_Instruction_
Your task is to copy the listing exactly. Drop any pictures from the copy.

──────────

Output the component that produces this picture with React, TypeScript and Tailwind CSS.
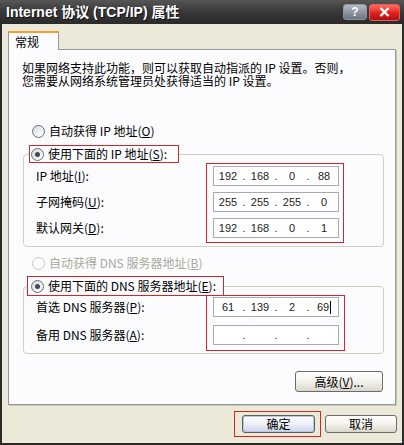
import type { ReactNode } from 'react';

const CJK = "font-['Noto_Sans_CJK_SC','Liberation_Sans',sans-serif]";

interface FieldRow {
    label: ReactNode;
    parts: [string, string, string, string];
    caret?: boolean;
}

const IP_ROWS: FieldRow[] = [
    { label: <>IP 地址(<u>I</u>):</>, parts: ['192', '168', '0', '88'] },
    { label: <>子网掩码(<u>U</u>):</>, parts: ['255', '255', '255', '0'] },
    { label: <>默认网关(<u>D</u>):</>, parts: ['192', '168', '0', '1'] },
];

const DNS_ROWS: FieldRow[] = [
    { label: <>首选 DNS 服务器(<u>P</u>):</>, parts: ['61', '139', '2', '69'], caret: true },
    { label: <>备用 DNS 服务器(<u>A</u>):</>, parts: ['', '', '', ''] },
];

export default function App() {
    return (
        <div className={`flex h-[445px] w-[404px] flex-col text-[12px] leading-none text-black ${CJK}`}>
            <TitleBar />
            <div className="flex flex-1 flex-col border-x-2 border-b-2 border-[#2b2b2b] bg-[#ece9d8] pt-[7px]">
                <div className="ml-[6px] flex">
                    <div className="relative z-10 -mb-px flex h-[19px] w-[51px] items-center border-x border-t-2 border-x-[#919b9c] border-t-[#f0a030] bg-[#fcfcfe] pl-[6px]">
                        常规
                    </div>
                </div>
                <TabPanel />
                <div className="mr-[5px] mt-[6px] flex items-center justify-end gap-[4px]">
                    <div className="border border-[#d4262a] pb-[3px] pl-[7px] pr-[5px] pt-[3px]">
                        <XpButton width="w-[73px]" primary>
                            确定
                        </XpButton>
                    </div>
                    <XpButton width="w-[72px]">取消</XpButton>
                </div>
            </div>
        </div>
    );
}

function TitleBar() {
    return (
        <div className="flex h-[24px] items-center justify-between bg-gradient-to-b from-[#565656] via-[#383838] to-[#2a2a2a] pl-[6px] pr-[4px]">
            <span className="font-['Liberation_Sans','Noto_Sans_CJK_SC',sans-serif] text-[14px] font-bold text-white [text-shadow:1px_1px_0_#111]">
                Internet 协议 (TCP/IP) 属性
            </span>
            <div className="flex items-center gap-[2px]">
                <div className="flex h-[16px] w-[24px] items-center justify-center rounded-[3px] border border-[#8c949e] bg-gradient-to-b from-[#b6bcc4] to-[#6c747e] font-['Liberation_Sans',sans-serif] text-[12px] font-bold text-white">
                    ?
                </div>
                <div className="flex h-[17px] w-[31px] items-center justify-center rounded-[3px] border border-[#e06060] bg-gradient-to-b from-[#ff6a5a] via-[#e52222] to-[#b01010]">
                    <svg width="11" height="10" viewBox="0 0 11 10">
                        <path d="M1.5 1 L9.5 9 M9.5 1 L1.5 9" stroke="#fff" strokeWidth="2.4" />
                    </svg>
                </div>
            </div>
        </div>
    );
}

function TabPanel() {
    return (
        <div className="mx-[6px] flex flex-col border border-[#919b9c] bg-[#fcfcfe] pb-[12px] pl-[13px] pr-[11px] shadow-[1px_1px_0_#c8c6b8]">
            <p className="mt-[11px] leading-[13px]">
                如果网络支持此功能，则可以获取自动指派的 IP 设置。否则，
                <br />
                您需要从网络系统管理员处获得适当的 IP 设置。
            </p>

            <div className="ml-[10px] mt-[37px] flex h-[14px] items-center gap-[4px]">
                <Radio />
                <span>
                    自动获得 IP 地址(<u>O</u>)
                </span>
            </div>

            <fieldset className="ml-px mt-[7px] rounded-[4px] border border-[#d0d0bf] pb-[3px]">
                <legend className="ml-[5px] flex h-[18px] items-center gap-[4px] border border-[#d4262a] pl-px pr-[11px]">
                    <Radio checked />
                    <span>
                        使用下面的 IP 地址(<u>S</u>):
                    </span>
                </legend>
                <FieldGrid rows={IP_ROWS} gap="gap-[6px]" boxPad="pt-[2px] pb-[4px] pl-[6px] pr-[4px]" />
            </fieldset>

            <div className="ml-[10px] mt-[9px] flex h-[14px] items-center gap-[4px] text-[#aca899]">
                <Radio disabled />
                <span>
                    自动获得 DNS 服务器地址(<u>B</u>)
                </span>
            </div>

            <fieldset className="ml-px mt-[6px] rounded-[4px] border border-[#d0d0bf] pb-[2px]">
                <legend className="ml-[3px] flex h-[20px] items-center gap-[4px] border border-[#d4262a] pl-[3px] pr-[7px]">
                    <Radio checked />
                    <span>
                        使用下面的 DNS 服务器地址(<u>E</u>):
                    </span>
                </legend>
                <div className="-mt-px">
                    <FieldGrid rows={DNS_ROWS} gap="gap-[8px]" boxPad="pt-px pb-[5px] pl-[6px] pr-[5px]" />
                </div>
            </fieldset>

            <div className="mr-px mt-[17px] flex justify-end">
                <XpButton width="w-[88px]" height="h-[21px]">
                    高级(<u>V</u>)...
                </XpButton>
            </div>
        </div>
    );
}

function FieldGrid({ rows, gap, boxPad }: Readonly<{ rows: FieldRow[]; gap: string; boxPad: string }>) {
    return (
        <div className="flex pl-[11px]">
            <div className={`flex w-[171px] flex-col border border-transparent ${boxPad} !pl-0 ${gap}`}>
                {rows.map((row, idx) => (
                    <div key={idx} className="flex h-[20px] items-center">
                        {row.label}
                    </div>
                ))}
            </div>
            <div className={`flex flex-col border border-[#d4262a] ${boxPad} ${gap}`}>
                {rows.map((row, idx) => (
                    <IpField key={idx} parts={row.parts} caret={row.caret} />
                ))}
            </div>
        </div>
    );
}

function IpField({ parts, caret }: Readonly<{ parts: FieldRow['parts']; caret?: boolean }>) {
    return (
        <div className="flex h-[20px] w-[126px] items-center border border-[#a5acb5] bg-white px-px font-['Liberation_Sans',sans-serif] text-[11px] text-[#222]">
            {parts.map((part, idx) => (
                <div key={idx} className="flex items-center">
                    {idx > 0 && <span className="w-[6px] text-center">.</span>}
                    <span className="flex w-[26px] items-center justify-center">
                        {part}
                        {caret && idx === 3 && <span className="ml-px inline-block h-[13px] w-px bg-black" />}
                    </span>
                </div>
            ))}
        </div>
    );
}

function Radio({ checked, disabled }: Readonly<{ checked?: boolean; disabled?: boolean }>) {
    return (
        <span
            className={
                disabled
                    ? 'flex h-[13px] w-[13px] shrink-0 items-center justify-center rounded-full border border-[#cac8bb] bg-white'
                    : 'flex h-[13px] w-[13px] shrink-0 items-center justify-center rounded-full border border-[#5f6f86] bg-gradient-to-br from-[#dcdcd6] to-white'
            }
        >
            {checked && <span className="h-[5px] w-[5px] rounded-full bg-[#3e4a60]" />}
        </span>
    );
}

function XpButton({
    children,
    width,
    height = 'h-[18px]',
    primary,
}: Readonly<{ children: ReactNode; width: string; height?: string; primary?: boolean }>) {
    return (
        <div
            className={
                primary
                    ? `flex ${width} ${height} items-center justify-center rounded-[3px] border border-[#5c5c5c] bg-gradient-to-b from-[#ffffff] via-[#eef0f8] to-[#c9d3ea] shadow-[inset_0_0_0_1px_#b8c8ea]`
                    : `flex ${width} ${height} items-center justify-center rounded-[3px] border border-[#6b6b6b] bg-gradient-to-b from-[#ffffff] via-[#f3f2ec] to-[#d8d6cc]`
            }
        >
            {children}
        </div>
    );
}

──────────

_Complete response_
Output the component that produces this picture with React, TypeScript and Tailwind CSS.
import type { ReactNode } from 'react';

const CJK = "font-['Noto_Sans_CJK_SC','Liberation_Sans',sans-serif]";

interface FieldRow {
    label: ReactNode;
    parts: [string, string, string, string];
    caret?: boolean;
}

const IP_ROWS: FieldRow[] = [
    { label: <>IP 地址(<u>I</u>):</>, parts: ['192', '168', '0', '88'] },
    { label: <>子网掩码(<u>U</u>):</>, parts: ['255', '255', '255', '0'] },
    { label: <>默认网关(<u>D</u>):</>, parts: ['192', '168', '0', '1'] },
];

const DNS_ROWS: FieldRow[] = [
    { label: <>首选 DNS 服务器(<u>P</u>):</>, parts: ['61', '139', '2', '69'], caret: true },
    { label: <>备用 DNS 服务器(<u>A</u>):</>, parts: ['', '', '', ''] },
];

export default function App() {
    return (
        <div className={`flex h-[445px] w-[404px] flex-col text-[12px] leading-none text-black ${CJK}`}>
            <TitleBar />
            <div className="flex flex-1 flex-col border-x-2 border-b-2 border-[#2b2b2b] bg-[#ece9d8] pt-[7px]">
                <div className="ml-[6px] flex">
                    <div className="relative z-10 -mb-px flex h-[19px] w-[51px] items-center border-x border-t-2 border-x-[#919b9c] border-t-[#f0a030] bg-[#fcfcfe] pl-[6px]">
                        常规
                    </div>
                </div>
                <TabPanel />
                <div className="mr-[5px] mt-[6px] flex items-center justify-end gap-[4px]">
                    <div className="border border-[#d4262a] pb-[3px] pl-[7px] pr-[5px] pt-[3px]">
                        <XpButton width="w-[73px]" primary>
                            确定
                        </XpButton>
                    </div>
                    <XpButton width="w-[72px]">取消</XpButton>
                </div>
            </div>
        </div>
    );
}

function TitleBar() {
    return (
        <div className="flex h-[24px] items-center justify-between bg-gradient-to-b from-[#565656] via-[#383838] to-[#2a2a2a] pl-[6px] pr-[4px]">
            <span className="font-['Liberation_Sans','Noto_Sans_CJK_SC',sans-serif] text-[14px] font-bold text-white [text-shadow:1px_1px_0_#111]">
                Internet 协议 (TCP/IP) 属性
            </span>
            <div className="flex items-center gap-[2px]">
                <div className="flex h-[16px] w-[24px] items-center justify-center rounded-[3px] border border-[#8c949e] bg-gradient-to-b from-[#b6bcc4] to-[#6c747e] font-['Liberation_Sans',sans-serif] text-[12px] font-bold text-white">
                    ?
                </div>
                <div className="flex h-[17px] w-[31px] items-center justify-center rounded-[3px] border border-[#e06060] bg-gradient-to-b from-[#ff6a5a] via-[#e52222] to-[#b01010]">
                    <svg width="11" height="10" viewBox="0 0 11 10">
                        <path d="M1.5 1 L9.5 9 M9.5 1 L1.5 9" stroke="#fff" strokeWidth="2.4" />
                    </svg>
                </div>
            </div>
        </div>
    );
}

function TabPanel() {
    return (
        <div className="mx-[6px] flex flex-col border border-[#919b9c] bg-[#fcfcfe] pb-[12px] pl-[13px] pr-[11px] shadow-[1px_1px_0_#c8c6b8]">
            <p className="mt-[11px] leading-[13px]">
                如果网络支持此功能，则可以获取自动指派的 IP 设置。否则，
                <br />
                您需要从网络系统管理员处获得适当的 IP 设置。
            </p>

            <div className="ml-[10px] mt-[37px] flex h-[14px] items-center gap-[4px]">
                <Radio />
                <span>
                    自动获得 IP 地址(<u>O</u>)
                </span>
            </div>

            <fieldset className="ml-px mt-[7px] rounded-[4px] border border-[#d0d0bf] pb-[3px]">
                <legend className="ml-[5px] flex h-[18px] items-center gap-[4px] border border-[#d4262a] pl-px pr-[11px]">
                    <Radio checked />
                    <span>
                        使用下面的 IP 地址(<u>S</u>):
                    </span>
                </legend>
                <FieldGrid rows={IP_ROWS} gap="gap-[6px]" boxPad="pt-[2px] pb-[4px] pl-[6px] pr-[4px]" />
            </fieldset>

            <div className="ml-[10px] mt-[9px] flex h-[14px] items-center gap-[4px] text-[#aca899]">
                <Radio disabled />
                <span>
                    自动获得 DNS 服务器地址(<u>B</u>)
                </span>
            </div>

            <fieldset className="ml-px mt-[6px] rounded-[4px] border border-[#d0d0bf] pb-[2px]">
                <legend className="ml-[3px] flex h-[20px] items-center gap-[4px] border border-[#d4262a] pl-[3px] pr-[7px]">
                    <Radio checked />
                    <span>
                        使用下面的 DNS 服务器地址(<u>E</u>):
                    </span>
                </legend>
                <div className="-mt-px">
                    <FieldGrid rows={DNS_ROWS} gap="gap-[8px]" boxPad="pt-px pb-[5px] pl-[6px] pr-[5px]" />
                </div>
            </fieldset>

            <div className="mr-px mt-[17px] flex justify-end">
                <XpButton width="w-[88px]" height="h-[21px]">
                    高级(<u>V</u>)...
                </XpButton>
            </div>
        </div>
    );
}

function FieldGrid({ rows, gap, boxPad }: Readonly<{ rows: FieldRow[]; gap: string; boxPad: string }>) {
    return (
        <div className="flex pl-[11px]">
            <div className={`flex w-[171px] flex-col border border-transparent ${boxPad} !pl-0 ${gap}`}>
                {rows.map((row, idx) => (
                    <div key={idx} className="flex h-[20px] items-center">
                        {row.label}
                    </div>
                ))}
            </div>
            <div className={`flex flex-col border border-[#d4262a] ${boxPad} ${gap}`}>
                {rows.map((row, idx) => (
                    <IpField key={idx} parts={row.parts} caret={row.caret} />
                ))}
            </div>
        </div>
    );
}

function IpField({ parts, caret }: Readonly<{ parts: FieldRow['parts']; caret?: boolean }>) {
    return (
        <div className="flex h-[20px] w-[126px] items-center border border-[#a5acb5] bg-white px-px font-['Liberation_Sans',sans-serif] text-[11px] text-[#222]">
            {parts.map((part, idx) => (
                <div key={idx} className="flex items-center">
                    {idx > 0 && <span className="w-[6px] text-center">.</span>}
                    <span className="flex w-[26px] items-center justify-center">
                        {part}
                        {caret && idx === 3 && <span className="ml-px inline-block h-[13px] w-px bg-black" />}
                    </span>
                </div>
            ))}
        </div>
    );
}

function Radio({ checked, disabled }: Readonly<{ checked?: boolean; disabled?: boolean }>) {
    return (
        <span
            className={
                disabled
                    ? 'flex h-[13px] w-[13px] shrink-0 items-center justify-center rounded-full border border-[#cac8bb] bg-white'
                    : 'flex h-[13px] w-[13px] shrink-0 items-center justify-center rounded-full border border-[#5f6f86] bg-gradient-to-br from-[#dcdcd6] to-white'
            }
        >
            {checked && <span className="h-[5px] w-[5px] rounded-full bg-[#3e4a60]" />}
        </span>
    );
}

function XpButton({
    children,
    width,
    height = 'h-[18px]',
    primary,
}: Readonly<{ children: ReactNode; width: string; height?: string; primary?: boolean }>) {
    return (
        <div
            className={
                primary
                    ? `flex ${width} ${height} items-center justify-center rounded-[3px] border border-[#5c5c5c] bg-gradient-to-b from-[#ffffff] via-[#eef0f8] to-[#c9d3ea] shadow-[inset_0_0_0_1px_#b8c8ea]`
                    : `flex ${width} ${height} items-center justify-center rounded-[3px] border border-[#6b6b6b] bg-gradient-to-b from-[#ffffff] via-[#f3f2ec] to-[#d8d6cc]`
            }
        >
            {children}
        </div>
    );
}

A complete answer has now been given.